Bridgeport, Connecticut’s Monumental Bronze Company produced cemetery markers and monuments made from zinc, sometimes called “white bronze.” These were available in a variety of sizes and styles, including figures such as the one produced for and in the likeness of Clarence Mackenzie.
By the time the war ended in 1865, about 200 other Civil War soldiers and sailors fatalities were buried at Green-Wood, which was established in 1838 on what had been Brooklyn countryside. In the decades after the war thousands of others would join their comrades, as well as some of their one-time enemies, at the historic cemetery. Today, the cemetery’s rolling hills, covering 478-acres of greenery and statuary, is the final resting place of 8,000 Civil War veterans.
The monument is decorated with symbolism. The corners display artillery cannons pointed downward, a military interpretation of the traditional downward pointing torches sometimes seen on mausoleums or funeral monuments. One panel shows the flag ribbon and star of the Grand Army of the Republic. The number “13” that is centered below his feet is for the regiment in which he served.
The inscription at the front of the memorial reads as follows. “Erected by the Drum and Bugle Corps of the 13th Regt.
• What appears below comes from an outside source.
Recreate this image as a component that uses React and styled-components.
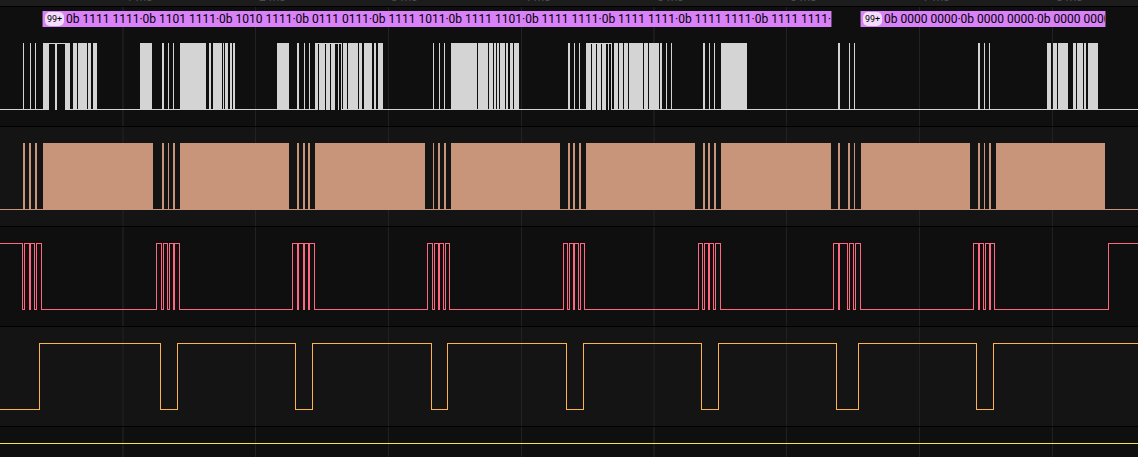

N.G., S.N.Y., in memory of Clarence D. MacKenzie, born Feb. 8, 1849, Died at Annapolis, MD., June 11, 1861, aged 12 yrs 4 mos 3 dys”
At the rear of the monument the following can be read. “This young life was the first offering from King’s County in the War of the Rebellion. Erected 1886 by Drum and Bugle Corps of the 13th Regt. N.G., S.N.Y.”
The left of the monument contains a military decoration with the words “Our Drummer Boy” and the year of MacKenzie’s death, 1861. At the right of the monument are two flags crossed at their staffs under the year 1886, when the monument erected, and the inscription “Our Drummer Boy.”